**WRITTEN PROBLEM:**
Check each line of the records below for the word "React" and copy those where it appears.

**RECORDED DATA:**
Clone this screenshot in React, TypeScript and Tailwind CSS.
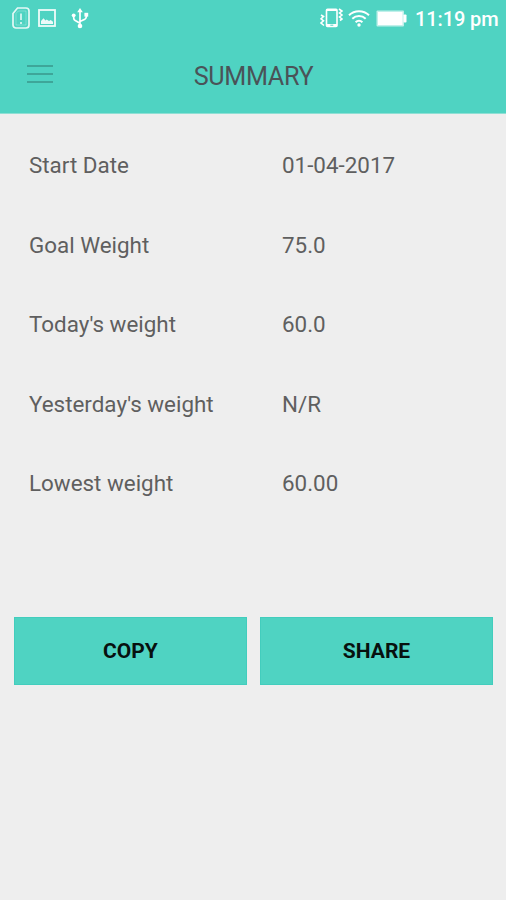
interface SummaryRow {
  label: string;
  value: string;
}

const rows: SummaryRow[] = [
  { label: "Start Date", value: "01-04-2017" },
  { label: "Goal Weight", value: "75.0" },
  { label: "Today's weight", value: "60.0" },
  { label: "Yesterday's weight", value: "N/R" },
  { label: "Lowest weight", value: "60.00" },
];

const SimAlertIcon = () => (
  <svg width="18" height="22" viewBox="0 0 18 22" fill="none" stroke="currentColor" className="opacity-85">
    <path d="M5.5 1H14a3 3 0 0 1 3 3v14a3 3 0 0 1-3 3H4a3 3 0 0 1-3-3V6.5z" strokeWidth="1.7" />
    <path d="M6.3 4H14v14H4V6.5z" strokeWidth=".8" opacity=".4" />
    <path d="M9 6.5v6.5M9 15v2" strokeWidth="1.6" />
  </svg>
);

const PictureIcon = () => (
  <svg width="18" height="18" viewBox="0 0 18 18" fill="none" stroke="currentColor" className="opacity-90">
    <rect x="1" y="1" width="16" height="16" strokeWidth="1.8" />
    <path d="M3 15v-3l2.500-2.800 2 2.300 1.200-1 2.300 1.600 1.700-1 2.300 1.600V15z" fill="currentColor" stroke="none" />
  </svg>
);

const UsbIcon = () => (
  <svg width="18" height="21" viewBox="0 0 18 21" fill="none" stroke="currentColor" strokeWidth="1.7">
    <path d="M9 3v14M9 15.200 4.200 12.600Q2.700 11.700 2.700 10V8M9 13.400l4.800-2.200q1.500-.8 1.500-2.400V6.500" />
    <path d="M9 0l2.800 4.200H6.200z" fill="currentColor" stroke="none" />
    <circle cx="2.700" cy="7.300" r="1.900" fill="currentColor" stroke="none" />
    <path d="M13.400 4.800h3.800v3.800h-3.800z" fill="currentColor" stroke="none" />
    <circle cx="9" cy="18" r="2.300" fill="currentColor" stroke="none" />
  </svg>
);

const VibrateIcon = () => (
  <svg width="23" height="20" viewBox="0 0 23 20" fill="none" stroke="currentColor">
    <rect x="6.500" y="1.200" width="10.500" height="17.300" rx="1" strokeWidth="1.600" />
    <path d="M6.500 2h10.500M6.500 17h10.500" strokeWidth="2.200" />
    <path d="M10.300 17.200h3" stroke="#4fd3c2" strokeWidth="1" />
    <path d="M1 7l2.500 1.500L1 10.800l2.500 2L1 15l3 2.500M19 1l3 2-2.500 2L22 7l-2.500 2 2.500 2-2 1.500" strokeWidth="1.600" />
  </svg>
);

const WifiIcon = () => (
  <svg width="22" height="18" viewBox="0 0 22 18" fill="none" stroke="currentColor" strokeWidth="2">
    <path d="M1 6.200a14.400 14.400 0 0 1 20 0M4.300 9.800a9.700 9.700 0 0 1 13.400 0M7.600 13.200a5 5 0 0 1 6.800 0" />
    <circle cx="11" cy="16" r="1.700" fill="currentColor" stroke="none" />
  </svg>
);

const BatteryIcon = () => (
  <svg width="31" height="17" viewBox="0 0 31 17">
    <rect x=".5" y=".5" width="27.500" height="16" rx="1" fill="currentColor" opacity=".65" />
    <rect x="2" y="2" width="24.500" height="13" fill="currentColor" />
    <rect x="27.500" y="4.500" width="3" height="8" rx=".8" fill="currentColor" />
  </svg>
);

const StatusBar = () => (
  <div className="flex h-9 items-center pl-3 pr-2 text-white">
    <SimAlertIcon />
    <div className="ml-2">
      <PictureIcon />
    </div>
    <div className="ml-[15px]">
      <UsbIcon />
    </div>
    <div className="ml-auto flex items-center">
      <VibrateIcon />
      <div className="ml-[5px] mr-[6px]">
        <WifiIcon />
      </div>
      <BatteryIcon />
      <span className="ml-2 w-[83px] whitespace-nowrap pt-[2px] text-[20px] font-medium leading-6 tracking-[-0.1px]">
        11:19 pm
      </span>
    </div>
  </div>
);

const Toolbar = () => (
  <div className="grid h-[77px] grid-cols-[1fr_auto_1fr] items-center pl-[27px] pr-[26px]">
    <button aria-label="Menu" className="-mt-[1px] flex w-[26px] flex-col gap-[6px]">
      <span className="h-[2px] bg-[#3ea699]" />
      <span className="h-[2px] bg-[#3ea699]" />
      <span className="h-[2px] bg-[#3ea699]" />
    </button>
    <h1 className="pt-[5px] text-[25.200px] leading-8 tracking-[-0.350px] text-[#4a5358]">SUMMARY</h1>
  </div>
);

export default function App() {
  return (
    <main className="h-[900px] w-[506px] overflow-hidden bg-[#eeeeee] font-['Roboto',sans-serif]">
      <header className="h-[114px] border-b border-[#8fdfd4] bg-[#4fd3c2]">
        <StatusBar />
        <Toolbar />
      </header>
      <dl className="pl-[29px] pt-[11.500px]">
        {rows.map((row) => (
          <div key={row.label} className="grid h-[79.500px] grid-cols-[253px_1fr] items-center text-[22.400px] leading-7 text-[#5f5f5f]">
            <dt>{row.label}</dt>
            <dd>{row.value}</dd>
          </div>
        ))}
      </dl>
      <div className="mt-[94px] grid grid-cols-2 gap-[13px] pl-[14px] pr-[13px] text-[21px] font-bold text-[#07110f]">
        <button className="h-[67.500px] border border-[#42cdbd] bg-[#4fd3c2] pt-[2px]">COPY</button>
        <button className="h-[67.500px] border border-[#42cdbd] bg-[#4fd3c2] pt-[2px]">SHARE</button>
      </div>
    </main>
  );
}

* * *

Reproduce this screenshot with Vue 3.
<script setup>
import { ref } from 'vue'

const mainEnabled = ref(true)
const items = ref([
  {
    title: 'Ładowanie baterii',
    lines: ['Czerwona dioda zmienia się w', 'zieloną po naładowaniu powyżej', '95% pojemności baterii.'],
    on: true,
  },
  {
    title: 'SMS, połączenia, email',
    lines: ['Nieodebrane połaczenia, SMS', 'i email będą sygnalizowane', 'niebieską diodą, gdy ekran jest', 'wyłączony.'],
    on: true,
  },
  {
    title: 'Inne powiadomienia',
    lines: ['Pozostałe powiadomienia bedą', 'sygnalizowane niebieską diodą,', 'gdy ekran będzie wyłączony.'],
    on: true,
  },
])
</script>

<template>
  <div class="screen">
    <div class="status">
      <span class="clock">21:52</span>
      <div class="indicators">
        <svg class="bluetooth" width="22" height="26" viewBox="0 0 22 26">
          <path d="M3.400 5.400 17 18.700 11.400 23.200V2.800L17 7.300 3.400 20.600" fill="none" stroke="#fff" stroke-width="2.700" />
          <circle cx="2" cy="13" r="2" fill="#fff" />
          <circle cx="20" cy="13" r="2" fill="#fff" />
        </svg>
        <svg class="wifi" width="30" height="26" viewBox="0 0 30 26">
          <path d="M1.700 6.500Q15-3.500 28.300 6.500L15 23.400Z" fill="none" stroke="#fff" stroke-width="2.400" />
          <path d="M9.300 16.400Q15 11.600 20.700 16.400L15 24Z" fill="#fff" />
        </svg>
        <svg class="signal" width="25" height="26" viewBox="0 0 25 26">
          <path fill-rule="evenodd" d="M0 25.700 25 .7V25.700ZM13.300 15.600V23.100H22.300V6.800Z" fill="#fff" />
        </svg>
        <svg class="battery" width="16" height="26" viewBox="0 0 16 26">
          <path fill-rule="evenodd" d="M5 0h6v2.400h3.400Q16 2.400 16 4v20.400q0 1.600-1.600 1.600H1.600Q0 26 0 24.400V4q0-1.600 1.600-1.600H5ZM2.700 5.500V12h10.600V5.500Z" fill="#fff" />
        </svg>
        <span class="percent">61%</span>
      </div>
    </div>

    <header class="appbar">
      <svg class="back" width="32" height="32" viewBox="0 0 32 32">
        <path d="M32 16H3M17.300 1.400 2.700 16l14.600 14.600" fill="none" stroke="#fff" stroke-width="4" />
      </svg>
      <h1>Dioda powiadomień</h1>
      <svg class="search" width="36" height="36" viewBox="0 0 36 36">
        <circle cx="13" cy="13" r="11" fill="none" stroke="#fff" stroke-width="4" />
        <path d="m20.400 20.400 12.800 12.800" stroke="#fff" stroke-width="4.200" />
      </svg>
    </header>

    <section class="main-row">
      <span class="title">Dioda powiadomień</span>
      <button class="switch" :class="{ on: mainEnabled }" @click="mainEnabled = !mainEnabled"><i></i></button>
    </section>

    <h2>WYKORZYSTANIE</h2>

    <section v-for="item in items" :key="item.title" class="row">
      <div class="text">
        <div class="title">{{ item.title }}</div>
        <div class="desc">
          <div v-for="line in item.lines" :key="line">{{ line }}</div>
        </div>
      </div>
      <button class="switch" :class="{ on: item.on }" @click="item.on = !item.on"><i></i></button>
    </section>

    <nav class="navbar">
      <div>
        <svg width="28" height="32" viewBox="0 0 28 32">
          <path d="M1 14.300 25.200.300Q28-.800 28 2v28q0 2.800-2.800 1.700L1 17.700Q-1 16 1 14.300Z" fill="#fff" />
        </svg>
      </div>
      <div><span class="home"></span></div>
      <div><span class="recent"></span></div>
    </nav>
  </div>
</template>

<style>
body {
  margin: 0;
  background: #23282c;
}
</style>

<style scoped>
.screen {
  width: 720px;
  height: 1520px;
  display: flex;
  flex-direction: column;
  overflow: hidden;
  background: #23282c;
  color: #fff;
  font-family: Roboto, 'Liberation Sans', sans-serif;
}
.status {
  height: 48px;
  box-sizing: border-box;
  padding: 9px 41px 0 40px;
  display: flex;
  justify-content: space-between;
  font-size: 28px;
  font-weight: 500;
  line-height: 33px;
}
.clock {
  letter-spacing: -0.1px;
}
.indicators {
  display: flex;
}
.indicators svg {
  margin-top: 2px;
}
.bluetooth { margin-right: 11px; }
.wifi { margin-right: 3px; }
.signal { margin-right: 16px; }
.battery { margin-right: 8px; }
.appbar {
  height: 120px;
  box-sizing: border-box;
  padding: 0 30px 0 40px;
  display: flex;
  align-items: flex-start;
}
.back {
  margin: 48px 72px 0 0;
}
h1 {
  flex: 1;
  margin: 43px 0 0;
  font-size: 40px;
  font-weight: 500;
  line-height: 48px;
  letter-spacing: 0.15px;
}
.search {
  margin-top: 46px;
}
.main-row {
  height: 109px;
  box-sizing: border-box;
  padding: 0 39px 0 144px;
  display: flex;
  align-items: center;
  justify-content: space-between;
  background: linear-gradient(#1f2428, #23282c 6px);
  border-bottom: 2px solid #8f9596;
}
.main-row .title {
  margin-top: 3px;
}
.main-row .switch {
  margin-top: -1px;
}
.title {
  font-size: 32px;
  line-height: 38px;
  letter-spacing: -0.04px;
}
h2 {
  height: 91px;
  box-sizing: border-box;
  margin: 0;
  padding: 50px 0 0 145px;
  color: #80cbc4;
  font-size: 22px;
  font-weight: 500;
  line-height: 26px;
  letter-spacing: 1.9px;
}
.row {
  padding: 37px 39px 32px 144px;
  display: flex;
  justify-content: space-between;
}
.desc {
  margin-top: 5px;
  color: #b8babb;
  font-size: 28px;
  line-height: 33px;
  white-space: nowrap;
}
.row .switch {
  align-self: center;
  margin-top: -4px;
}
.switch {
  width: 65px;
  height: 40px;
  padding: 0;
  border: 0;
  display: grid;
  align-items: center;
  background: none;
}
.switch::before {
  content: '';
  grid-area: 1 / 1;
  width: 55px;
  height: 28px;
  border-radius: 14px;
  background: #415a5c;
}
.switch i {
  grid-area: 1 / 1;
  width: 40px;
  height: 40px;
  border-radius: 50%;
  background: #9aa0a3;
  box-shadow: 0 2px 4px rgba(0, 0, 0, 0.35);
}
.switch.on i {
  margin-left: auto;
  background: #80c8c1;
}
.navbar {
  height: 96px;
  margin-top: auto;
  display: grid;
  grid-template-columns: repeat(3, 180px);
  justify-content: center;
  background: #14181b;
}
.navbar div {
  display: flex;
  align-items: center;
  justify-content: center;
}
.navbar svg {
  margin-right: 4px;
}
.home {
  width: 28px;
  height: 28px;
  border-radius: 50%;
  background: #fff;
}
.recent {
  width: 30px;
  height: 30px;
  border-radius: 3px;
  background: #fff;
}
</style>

==

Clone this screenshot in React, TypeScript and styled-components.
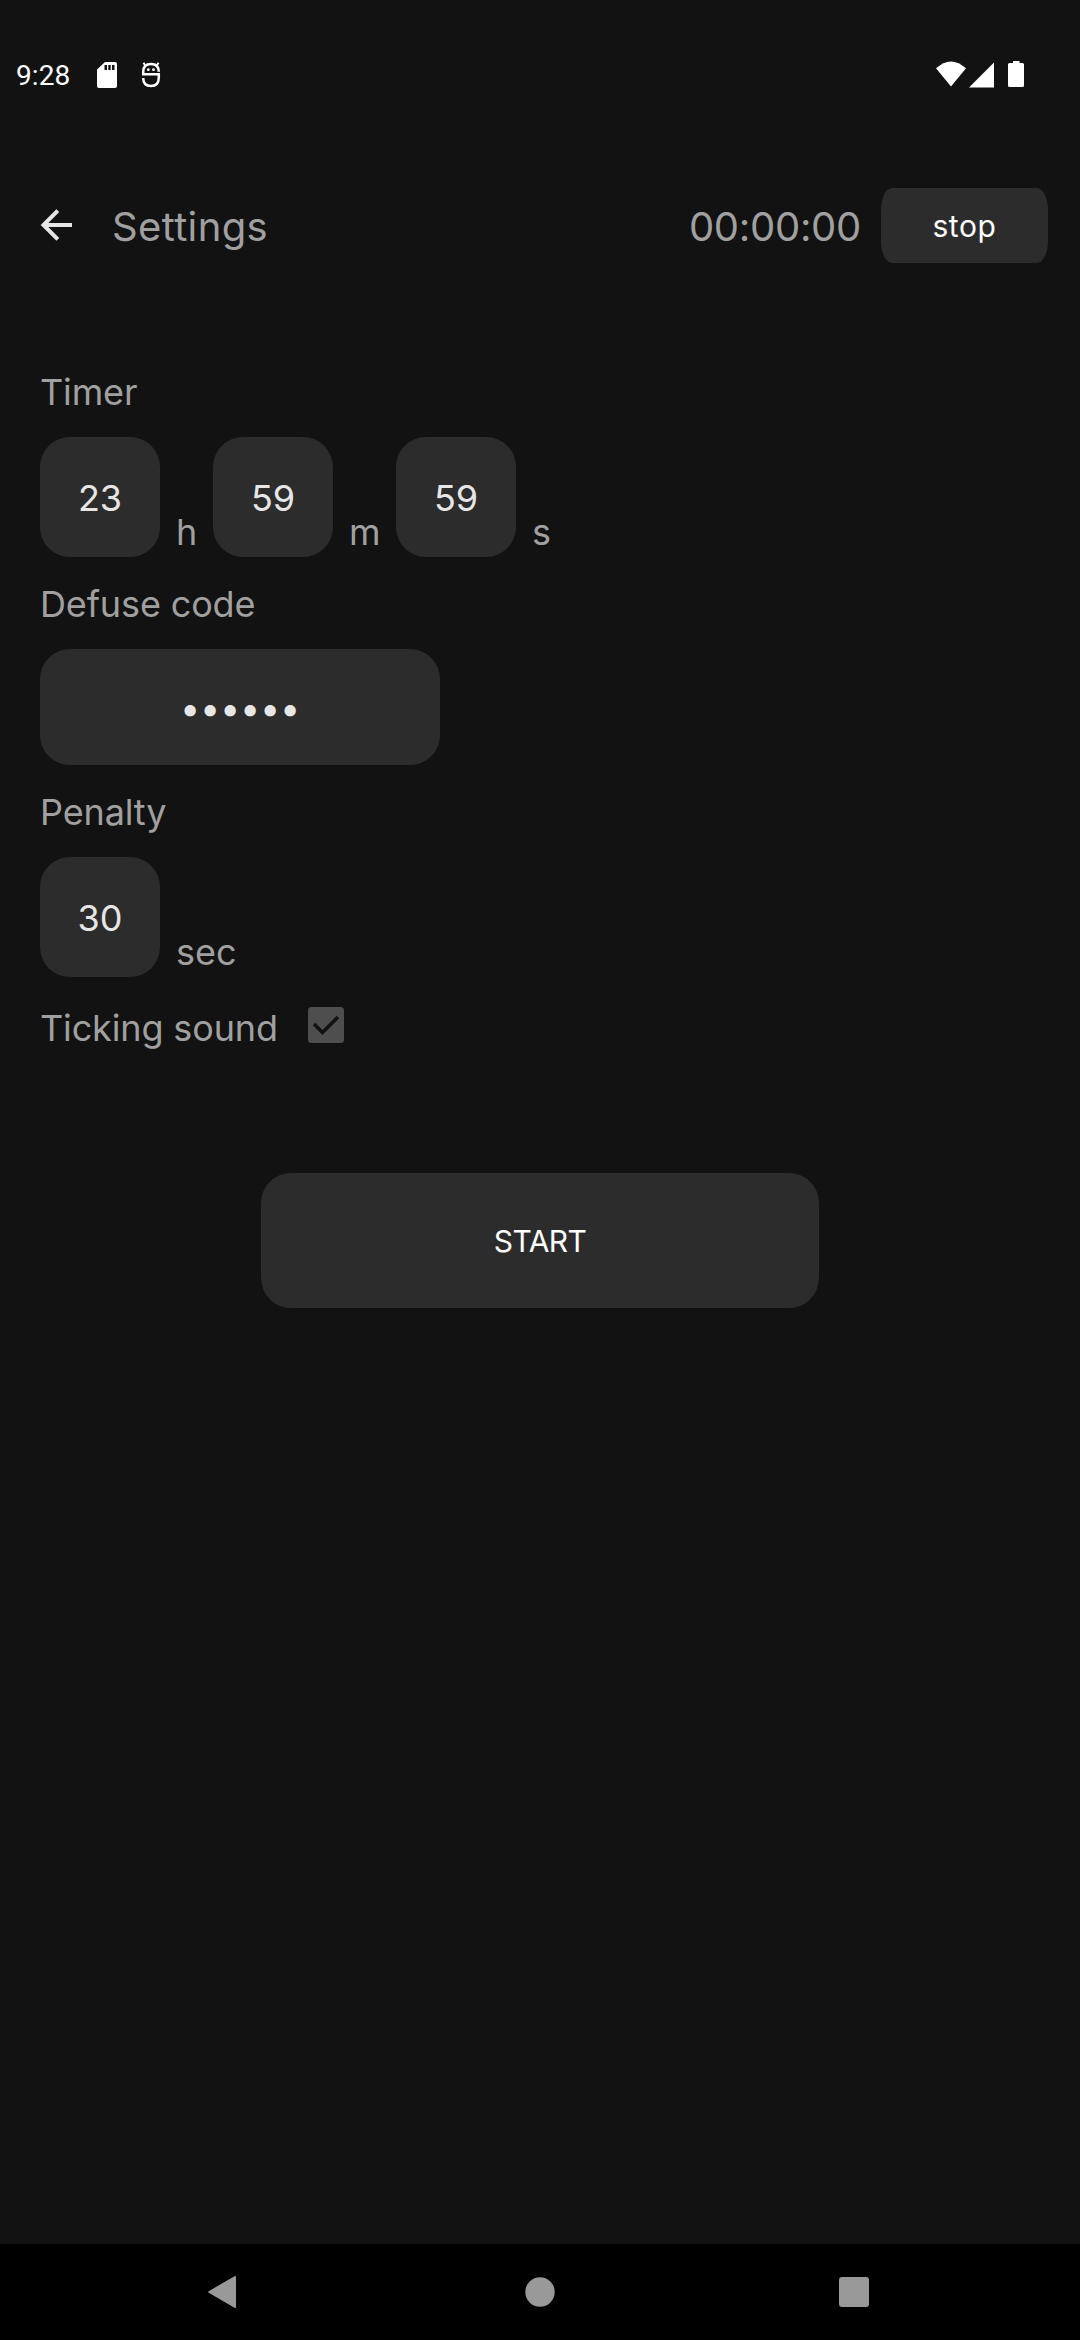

**OUTPUT FOR THIS EXERCISE:**
Clone this screenshot in React, TypeScript and Tailwind CSS.
Clone this screenshot in React, TypeScript and styled-components.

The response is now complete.